SERANG, RUBRIKBANTEN — Proses seleksi jabatan Sekretaris Daerah (Sekda) Provinsi Banten kembali menjadi sorotan nasional setelah Kementerian Dalam Negeri (Kemendagri) secara resmi mengembalikan berkas hasil seleksi kepada Panitia Seleksi (Pansel). Alasan pengembaliannya sungguh mengejutkan dan mengguncang kredibilitas birokrasi: tidak dicantumkannya nilai dari sembilan dimensi Manajemen Talenta ASN indikator utama dalam sistem meritokrasi nasional.
Langkah Kemendagri ini menguatkan dugaan bahwa proses seleksi tersebut cacat secara administratif sekaligus moral.
Asesmen Objektif Dihilangkan, Diganti Penilaian Subjektif
Sembilan dimensi Manajemen Talenta ASN, yang mencakup kinerja, potensi kepemimpinan, kompetensi teknis, manajerial, sosial-kultural, rekam jejak, integritas, motivasi ASN, hingga kesiapan mobilitas, diabaikan dalam dokumen seleksi. Padahal, seluruh dimensi ini merupakan hasil asesmen objektif dari Badan Kepegawaian Negara (BKN) yang semestinya menjadi fondasi dalam pengambilan keputusan pengisian jabatan tinggi pratama.
Alih-alih menggunakan data tersebut, Pansel yang diketuai Deni Hermawan hanya menyertakan dua elemen penilaian. Yakni, makalah dan wawancara, yang secara substansi lebih bersifat subjektif dan mudah dipengaruhi.
Dugaan Pengkondisian untuk Kandidat Tertentu
Praktik ini memicu kecurigaan bahwa seleksi telah dikondisikan untuk menguntungkan pihak tertentu, khususnya Pelaksana Harian (Plh) Sekda saat ini, Deden Apriandhi, yang disebut memiliki hubungan dekat dengan Gubernur Banten terpilih, Andra Soni.

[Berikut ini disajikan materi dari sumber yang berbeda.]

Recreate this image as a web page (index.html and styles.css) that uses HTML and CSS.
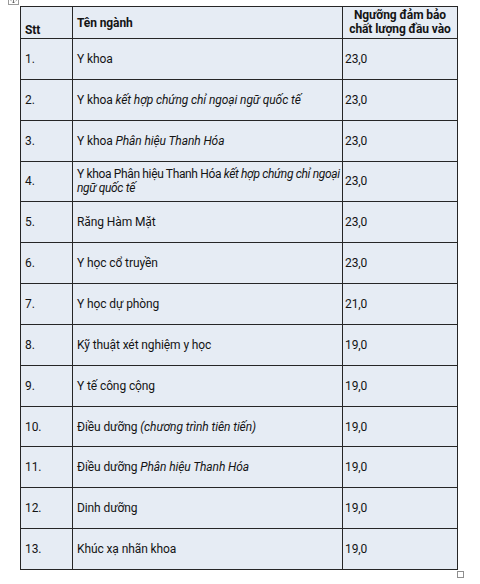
FILE: index.html
```html
<!DOCTYPE html>
<html lang="vi">
<head>
<meta charset="utf-8">
<link rel="stylesheet" href="styles.css">
</head>
<body>
<div class="wrap">
  <svg class="move-handle" width="11" height="11" viewBox="0 0 11 11">
    <rect x="0.5" y="0.5" width="10" height="10" fill="#fff" stroke="#9a9a9a"/>
    <path d="M5.5 2v7M2 5.5h7M4.3 3.2 5.5 2l1.2 1.2M4.3 7.8 5.5 9l1.2-1.2M3.2 4.3 2 5.5l1.2 1.2M7.8 4.3 9 5.5 7.8 6.7" fill="none" stroke="#555" stroke-width="0.8"/>
  </svg>
  <table class="grid">
    <colgroup>
      <col class="c1"><col class="c2"><col class="c3">
    </colgroup>
    <thead>
      <tr class="head">
        <th class="h-stt">Stt</th>
        <th class="h-name">Tên ngành</th>
        <th class="h-score">Ngưỡng đảm bảo<br>chất lượng đầu vào</th>
      </tr>
    </thead>
    <tbody>
      <tr><td>1.</td><td>Y khoa</td><td class="num">23,0</td></tr>
      <tr><td>2.</td><td>Y khoa <i>kết hợp chứng chỉ ngoại ngữ quốc tế</i></td><td class="num">23,0</td></tr>
      <tr><td>3.</td><td>Y khoa <i>Phân hiệu Thanh Hóa</i></td><td class="num">23,0</td></tr>
      <tr><td>4.</td><td class="tight">Y khoa Phân hiệu Thanh Hóa <i>kết hợp chứng chỉ ngoại<br>ngữ quốc tế</i></td><td class="num">23,0</td></tr>
      <tr><td>5.</td><td>Răng Hàm Mặt</td><td class="num">23,0</td></tr>
      <tr><td>6.</td><td>Y học cổ truyền</td><td class="num">23,0</td></tr>
      <tr><td>7.</td><td>Y học dự phòng</td><td class="num">21,0</td></tr>
      <tr><td>8.</td><td>Kỹ thuật xét nghiệm y học</td><td class="num">19,0</td></tr>
      <tr><td>9.</td><td>Y tế công cộng</td><td class="num">19,0</td></tr>
      <tr><td>10.</td><td>Điều dưỡng <i>(chương trình tiên tiến)</i></td><td class="num">19,0</td></tr>
      <tr><td>11.</td><td>Điều dưỡng <i>Phân hiệu Thanh Hóa</i></td><td class="num">19,0</td></tr>
      <tr><td>12.</td><td>Dinh dưỡng</td><td class="num">19,0</td></tr>
      <tr><td>13.</td><td>Khúc xạ nhãn khoa</td><td class="num">19,0</td></tr>
    </tbody>
  </table>
  <span class="resize-handle"></span>
</div>
</body>
</html>
```

FILE: styles.css
```css
html, body {
  margin: 0;
  padding: 0;
  background: #ffffff;
}

body {
  font-family: Roboto, "Liberation Sans", Arial, sans-serif;
  font-size: 12px;
  letter-spacing: -0.1px;
  color: #141414;
}

.wrap {
  position: relative;
  width: 480px;
  height: 584px;
  padding: 6px 0 0 20px;
  box-sizing: border-box;
}

.move-handle {
  position: absolute;
  left: 8px;
  top: -6px;
}

.resize-handle {
  position: absolute;
  left: 457px;
  top: 571px;
  width: 5px;
  height: 5px;
  border: 1px solid #8e8e8e;
  background: #fff;
}

.grid {
  border-collapse: collapse;
  table-layout: fixed;
  width: 437px;
  background: #e6ecf4;
}

.c1 { width: 52px; }
.c2 { width: 270px; }
.c3 { width: 115px; }

.grid th,
.grid td {
  border: 1.6px solid #262626;
  padding: 0 4px;
  line-height: 14px;
  text-align: left;
  vertical-align: middle;
  overflow: visible;
  white-space: nowrap;
}

.grid th {
  font-weight: 700;
}

.head {
  height: 32px;
}

.grid .h-stt {
  vertical-align: bottom;
  padding-bottom: 1px;
}

.grid .h-score {
  text-align: center;
  padding: 1px 2px 2px;
}

.grid tbody tr {
  height: 40.85px;
}

.grid td.num {
  padding-left: 2px;
}

.grid td.tight {
  padding-right: 0;
  letter-spacing: -0.35px;
}
```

Pengamat kebijakan publik, Aditya, menyebut bahwa penghilangan indikator meritokrasi ini merupakan bentuk pengkhianatan terhadap semangat reformasi birokrasi dan antikorupsi.
“Kita sedang menyaksikan keruntuhan meritokrasi ASN secara terang-terangan. Ini bukan hanya cacat administrasi, tapi cacat moral. Proses ini mengarah pada praktik kolusi, korupsi, dan nepotisme (KKN),” tegas Aditya, Sabtu (14/6/2025).
Ironi di Tengah Kampanye Antikorupsi
Aditya menyoroti ironi di balik kampanye antikorupsi yang digembar-gemborkan oleh Gubernur Andra Soni, yang justru tak sejalan dengan praktik di lapangan.
“Anak sekolah saja tidak boleh dititipkan ke kepala sekolah. Tapi jabatan Sekda bisa? Ini sangat membahayakan masa depan birokrasi Banten,” kritiknya.
Ia menambahkan, jika dugaan manipulasi dalam seleksi Sekda benar terjadi, maka ini bisa menjadi preseden buruk yang membuka celah besar bagi praktik transaksional dalam pengisian jabatan publik lainnya.
Minim Transparansi, Melanggar Aturan
Lebih miris lagi, masyarakat tidak diberi akses terhadap hasil nilai asesmen peserta. Padahal, menurut PermenPAN-RB No. 15 Tahun 2019, seluruh tahapan seleksi Jabatan Pimpinan Tinggi (JPT) wajib bersifat transparan dan dapat diakses publik.
Namun hingga berita ini diturunkan, tidak satu pun dokumen terkait asesmen sembilan dimensi dipublikasikan oleh Pansel.
Kemendagri Kirim Sinyal Tegas, Tapi Pemprov Bungkam
Pengembalian berkas oleh Kemendagri menjadi peringatan keras bahwa seleksi yang tidak mematuhi sistem nasional tidak akan mendapat legitimasi. Sayangnya, hingga saat ini Pemerintah Provinsi Banten belum memberikan pernyataan resmi terkait perbaikan atau pengulangan proses seleksi.
Sementara itu, desakan publik agar Komisi Aparatur Sipil Negara (KASN) dan Ombudsman RI turun tangan semakin menguat. Banyak pihak menyerukan investigasi menyeluruh atas proses seleksi Sekda ini.
“Seleksi ini harus dibatalkan dan diulang dari awal dengan proses yang jujur, terbuka, dan sesuai sistem merit,” tegas Aditya.